» RECORDED DATA:
[Begin]
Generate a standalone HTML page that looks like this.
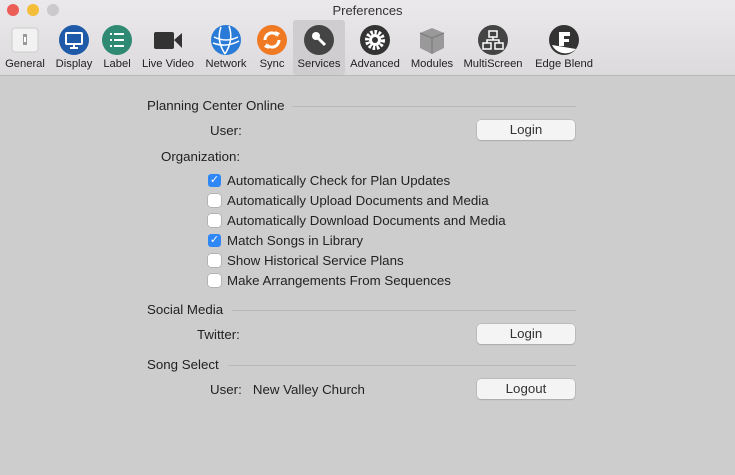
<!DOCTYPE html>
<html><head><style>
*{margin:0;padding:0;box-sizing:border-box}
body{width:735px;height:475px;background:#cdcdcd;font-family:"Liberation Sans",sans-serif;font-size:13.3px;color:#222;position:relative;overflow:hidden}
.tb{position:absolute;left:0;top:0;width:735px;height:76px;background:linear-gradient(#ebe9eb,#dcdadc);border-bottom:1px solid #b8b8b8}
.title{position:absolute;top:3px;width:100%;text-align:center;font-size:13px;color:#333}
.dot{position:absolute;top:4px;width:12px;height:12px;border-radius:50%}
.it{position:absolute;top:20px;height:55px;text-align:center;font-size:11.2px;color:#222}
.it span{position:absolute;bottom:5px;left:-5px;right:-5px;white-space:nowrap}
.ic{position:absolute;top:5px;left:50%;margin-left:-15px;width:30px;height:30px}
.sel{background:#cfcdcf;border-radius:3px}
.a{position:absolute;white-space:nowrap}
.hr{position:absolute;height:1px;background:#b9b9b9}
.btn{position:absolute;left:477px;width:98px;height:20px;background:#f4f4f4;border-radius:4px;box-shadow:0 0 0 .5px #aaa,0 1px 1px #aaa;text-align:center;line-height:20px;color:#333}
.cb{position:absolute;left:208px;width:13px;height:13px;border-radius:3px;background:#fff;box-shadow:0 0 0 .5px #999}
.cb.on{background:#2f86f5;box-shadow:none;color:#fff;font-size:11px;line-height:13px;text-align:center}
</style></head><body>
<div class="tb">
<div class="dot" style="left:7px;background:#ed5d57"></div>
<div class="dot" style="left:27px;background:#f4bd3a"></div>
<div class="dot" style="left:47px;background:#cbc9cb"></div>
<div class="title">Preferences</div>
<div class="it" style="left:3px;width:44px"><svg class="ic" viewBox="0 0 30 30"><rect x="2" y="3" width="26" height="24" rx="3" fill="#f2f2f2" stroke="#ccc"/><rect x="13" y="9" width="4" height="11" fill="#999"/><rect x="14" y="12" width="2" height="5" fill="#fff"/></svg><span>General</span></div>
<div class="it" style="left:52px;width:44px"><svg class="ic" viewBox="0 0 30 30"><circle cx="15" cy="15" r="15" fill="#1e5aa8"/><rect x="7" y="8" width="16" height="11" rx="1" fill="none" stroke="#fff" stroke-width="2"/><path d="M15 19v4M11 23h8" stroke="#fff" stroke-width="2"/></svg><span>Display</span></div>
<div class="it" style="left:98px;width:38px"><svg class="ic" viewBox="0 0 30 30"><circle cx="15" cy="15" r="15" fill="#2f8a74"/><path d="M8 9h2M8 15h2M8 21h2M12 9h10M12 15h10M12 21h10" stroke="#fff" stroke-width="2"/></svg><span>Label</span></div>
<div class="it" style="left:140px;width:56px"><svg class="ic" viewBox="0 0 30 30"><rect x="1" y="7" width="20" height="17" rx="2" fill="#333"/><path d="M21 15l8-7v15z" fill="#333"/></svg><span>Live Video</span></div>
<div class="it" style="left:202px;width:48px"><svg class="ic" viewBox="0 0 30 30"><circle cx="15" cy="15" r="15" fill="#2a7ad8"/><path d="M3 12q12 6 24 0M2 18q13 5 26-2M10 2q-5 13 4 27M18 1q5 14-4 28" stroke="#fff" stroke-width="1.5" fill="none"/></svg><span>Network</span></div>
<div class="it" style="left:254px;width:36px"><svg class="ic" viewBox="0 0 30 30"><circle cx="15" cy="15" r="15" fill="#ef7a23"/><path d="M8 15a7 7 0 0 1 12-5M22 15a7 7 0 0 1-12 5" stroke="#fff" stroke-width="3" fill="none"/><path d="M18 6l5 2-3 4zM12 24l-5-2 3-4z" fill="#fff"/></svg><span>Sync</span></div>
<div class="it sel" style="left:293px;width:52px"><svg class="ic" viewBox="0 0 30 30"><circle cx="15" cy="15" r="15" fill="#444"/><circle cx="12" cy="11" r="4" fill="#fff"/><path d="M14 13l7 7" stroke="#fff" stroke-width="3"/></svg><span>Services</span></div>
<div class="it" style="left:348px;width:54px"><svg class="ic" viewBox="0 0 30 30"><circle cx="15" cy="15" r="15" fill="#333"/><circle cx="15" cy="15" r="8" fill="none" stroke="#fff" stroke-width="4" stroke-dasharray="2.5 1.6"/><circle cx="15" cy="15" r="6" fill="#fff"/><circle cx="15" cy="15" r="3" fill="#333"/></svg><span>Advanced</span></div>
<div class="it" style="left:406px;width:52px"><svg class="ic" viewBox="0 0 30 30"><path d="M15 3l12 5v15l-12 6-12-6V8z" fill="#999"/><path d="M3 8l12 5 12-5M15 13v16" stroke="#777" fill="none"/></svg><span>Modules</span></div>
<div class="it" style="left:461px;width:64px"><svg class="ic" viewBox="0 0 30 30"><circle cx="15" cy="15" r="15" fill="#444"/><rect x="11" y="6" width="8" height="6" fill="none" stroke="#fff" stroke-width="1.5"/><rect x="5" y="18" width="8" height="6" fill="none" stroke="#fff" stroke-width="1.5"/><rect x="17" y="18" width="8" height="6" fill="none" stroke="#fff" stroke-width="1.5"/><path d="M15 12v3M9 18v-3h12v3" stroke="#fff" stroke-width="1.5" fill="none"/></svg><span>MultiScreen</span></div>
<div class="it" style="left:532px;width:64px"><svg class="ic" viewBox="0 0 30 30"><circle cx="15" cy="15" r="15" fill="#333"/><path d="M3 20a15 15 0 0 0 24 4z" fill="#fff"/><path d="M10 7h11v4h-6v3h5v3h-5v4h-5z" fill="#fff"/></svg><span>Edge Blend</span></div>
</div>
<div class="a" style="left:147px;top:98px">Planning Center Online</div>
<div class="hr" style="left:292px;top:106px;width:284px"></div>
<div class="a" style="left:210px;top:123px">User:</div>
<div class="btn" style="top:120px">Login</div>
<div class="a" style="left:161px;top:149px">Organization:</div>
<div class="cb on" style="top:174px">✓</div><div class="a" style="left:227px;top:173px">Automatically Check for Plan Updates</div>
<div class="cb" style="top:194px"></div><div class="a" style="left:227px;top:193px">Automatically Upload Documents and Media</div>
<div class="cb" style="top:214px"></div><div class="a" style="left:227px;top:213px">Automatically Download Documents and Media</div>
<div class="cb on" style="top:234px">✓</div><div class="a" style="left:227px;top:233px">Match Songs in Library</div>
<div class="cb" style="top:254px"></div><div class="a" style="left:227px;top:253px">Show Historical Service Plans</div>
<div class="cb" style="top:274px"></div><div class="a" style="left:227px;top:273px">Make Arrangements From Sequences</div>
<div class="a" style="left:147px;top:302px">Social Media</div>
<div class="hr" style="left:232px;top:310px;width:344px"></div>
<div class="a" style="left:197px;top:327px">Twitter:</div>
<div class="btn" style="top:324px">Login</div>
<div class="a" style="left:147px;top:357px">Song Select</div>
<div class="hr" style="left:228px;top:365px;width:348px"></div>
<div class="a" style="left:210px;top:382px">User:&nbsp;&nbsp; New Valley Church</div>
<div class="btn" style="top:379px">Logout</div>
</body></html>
[End]
» EXERCISE DESCRIPTION: Without the pictures, retype the whole of the material above exactly.

» CORRECT ANSWER:
Generate a standalone HTML page that looks like this.
<!DOCTYPE html>
<html><head><style>
*{margin:0;padding:0;box-sizing:border-box}
body{width:735px;height:475px;background:#cdcdcd;font-family:"Liberation Sans",sans-serif;font-size:13.3px;color:#222;position:relative;overflow:hidden}
.tb{position:absolute;left:0;top:0;width:735px;height:76px;background:linear-gradient(#ebe9eb,#dcdadc);border-bottom:1px solid #b8b8b8}
.title{position:absolute;top:3px;width:100%;text-align:center;font-size:13px;color:#333}
.dot{position:absolute;top:4px;width:12px;height:12px;border-radius:50%}
.it{position:absolute;top:20px;height:55px;text-align:center;font-size:11.2px;color:#222}
.it span{position:absolute;bottom:5px;left:-5px;right:-5px;white-space:nowrap}
.ic{position:absolute;top:5px;left:50%;margin-left:-15px;width:30px;height:30px}
.sel{background:#cfcdcf;border-radius:3px}
.a{position:absolute;white-space:nowrap}
.hr{position:absolute;height:1px;background:#b9b9b9}
.btn{position:absolute;left:477px;width:98px;height:20px;background:#f4f4f4;border-radius:4px;box-shadow:0 0 0 .5px #aaa,0 1px 1px #aaa;text-align:center;line-height:20px;color:#333}
.cb{position:absolute;left:208px;width:13px;height:13px;border-radius:3px;background:#fff;box-shadow:0 0 0 .5px #999}
.cb.on{background:#2f86f5;box-shadow:none;color:#fff;font-size:11px;line-height:13px;text-align:center}
</style></head><body>
<div class="tb">
<div class="dot" style="left:7px;background:#ed5d57"></div>
<div class="dot" style="left:27px;background:#f4bd3a"></div>
<div class="dot" style="left:47px;background:#cbc9cb"></div>
<div class="title">Preferences</div>
<div class="it" style="left:3px;width:44px"><svg class="ic" viewBox="0 0 30 30"><rect x="2" y="3" width="26" height="24" rx="3" fill="#f2f2f2" stroke="#ccc"/><rect x="13" y="9" width="4" height="11" fill="#999"/><rect x="14" y="12" width="2" height="5" fill="#fff"/></svg><span>General</span></div>
<div class="it" style="left:52px;width:44px"><svg class="ic" viewBox="0 0 30 30"><circle cx="15" cy="15" r="15" fill="#1e5aa8"/><rect x="7" y="8" width="16" height="11" rx="1" fill="none" stroke="#fff" stroke-width="2"/><path d="M15 19v4M11 23h8" stroke="#fff" stroke-width="2"/></svg><span>Display</span></div>
<div class="it" style="left:98px;width:38px"><svg class="ic" viewBox="0 0 30 30"><circle cx="15" cy="15" r="15" fill="#2f8a74"/><path d="M8 9h2M8 15h2M8 21h2M12 9h10M12 15h10M12 21h10" stroke="#fff" stroke-width="2"/></svg><span>Label</span></div>
<div class="it" style="left:140px;width:56px"><svg class="ic" viewBox="0 0 30 30"><rect x="1" y="7" width="20" height="17" rx="2" fill="#333"/><path d="M21 15l8-7v15z" fill="#333"/></svg><span>Live Video</span></div>
<div class="it" style="left:202px;width:48px"><svg class="ic" viewBox="0 0 30 30"><circle cx="15" cy="15" r="15" fill="#2a7ad8"/><path d="M3 12q12 6 24 0M2 18q13 5 26-2M10 2q-5 13 4 27M18 1q5 14-4 28" stroke="#fff" stroke-width="1.5" fill="none"/></svg><span>Network</span></div>
<div class="it" style="left:254px;width:36px"><svg class="ic" viewBox="0 0 30 30"><circle cx="15" cy="15" r="15" fill="#ef7a23"/><path d="M8 15a7 7 0 0 1 12-5M22 15a7 7 0 0 1-12 5" stroke="#fff" stroke-width="3" fill="none"/><path d="M18 6l5 2-3 4zM12 24l-5-2 3-4z" fill="#fff"/></svg><span>Sync</span></div>
<div class="it sel" style="left:293px;width:52px"><svg class="ic" viewBox="0 0 30 30"><circle cx="15" cy="15" r="15" fill="#444"/><circle cx="12" cy="11" r="4" fill="#fff"/><path d="M14 13l7 7" stroke="#fff" stroke-width="3"/></svg><span>Services</span></div>
<div class="it" style="left:348px;width:54px"><svg class="ic" viewBox="0 0 30 30"><circle cx="15" cy="15" r="15" fill="#333"/><circle cx="15" cy="15" r="8" fill="none" stroke="#fff" stroke-width="4" stroke-dasharray="2.5 1.6"/><circle cx="15" cy="15" r="6" fill="#fff"/><circle cx="15" cy="15" r="3" fill="#333"/></svg><span>Advanced</span></div>
<div class="it" style="left:406px;width:52px"><svg class="ic" viewBox="0 0 30 30"><path d="M15 3l12 5v15l-12 6-12-6V8z" fill="#999"/><path d="M3 8l12 5 12-5M15 13v16" stroke="#777" fill="none"/></svg><span>Modules</span></div>
<div class="it" style="left:461px;width:64px"><svg class="ic" viewBox="0 0 30 30"><circle cx="15" cy="15" r="15" fill="#444"/><rect x="11" y="6" width="8" height="6" fill="none" stroke="#fff" stroke-width="1.5"/><rect x="5" y="18" width="8" height="6" fill="none" stroke="#fff" stroke-width="1.5"/><rect x="17" y="18" width="8" height="6" fill="none" stroke="#fff" stroke-width="1.5"/><path d="M15 12v3M9 18v-3h12v3" stroke="#fff" stroke-width="1.5" fill="none"/></svg><span>MultiScreen</span></div>
<div class="it" style="left:532px;width:64px"><svg class="ic" viewBox="0 0 30 30"><circle cx="15" cy="15" r="15" fill="#333"/><path d="M3 20a15 15 0 0 0 24 4z" fill="#fff"/><path d="M10 7h11v4h-6v3h5v3h-5v4h-5z" fill="#fff"/></svg><span>Edge Blend</span></div>
</div>
<div class="a" style="left:147px;top:98px">Planning Center Online</div>
<div class="hr" style="left:292px;top:106px;width:284px"></div>
<div class="a" style="left:210px;top:123px">User:</div>
<div class="btn" style="top:120px">Login</div>
<div class="a" style="left:161px;top:149px">Organization:</div>
<div class="cb on" style="top:174px">✓</div><div class="a" style="left:227px;top:173px">Automatically Check for Plan Updates</div>
<div class="cb" style="top:194px"></div><div class="a" style="left:227px;top:193px">Automatically Upload Documents and Media</div>
<div class="cb" style="top:214px"></div><div class="a" style="left:227px;top:213px">Automatically Download Documents and Media</div>
<div class="cb on" style="top:234px">✓</div><div class="a" style="left:227px;top:233px">Match Songs in Library</div>
<div class="cb" style="top:254px"></div><div class="a" style="left:227px;top:253px">Show Historical Service Plans</div>
<div class="cb" style="top:274px"></div><div class="a" style="left:227px;top:273px">Make Arrangements From Sequences</div>
<div class="a" style="left:147px;top:302px">Social Media</div>
<div class="hr" style="left:232px;top:310px;width:344px"></div>
<div class="a" style="left:197px;top:327px">Twitter:</div>
<div class="btn" style="top:324px">Login</div>
<div class="a" style="left:147px;top:357px">Song Select</div>
<div class="hr" style="left:228px;top:365px;width:348px"></div>
<div class="a" style="left:210px;top:382px">User:&nbsp;&nbsp; New Valley Church</div>
<div class="btn" style="top:379px">Logout</div>
</body></html>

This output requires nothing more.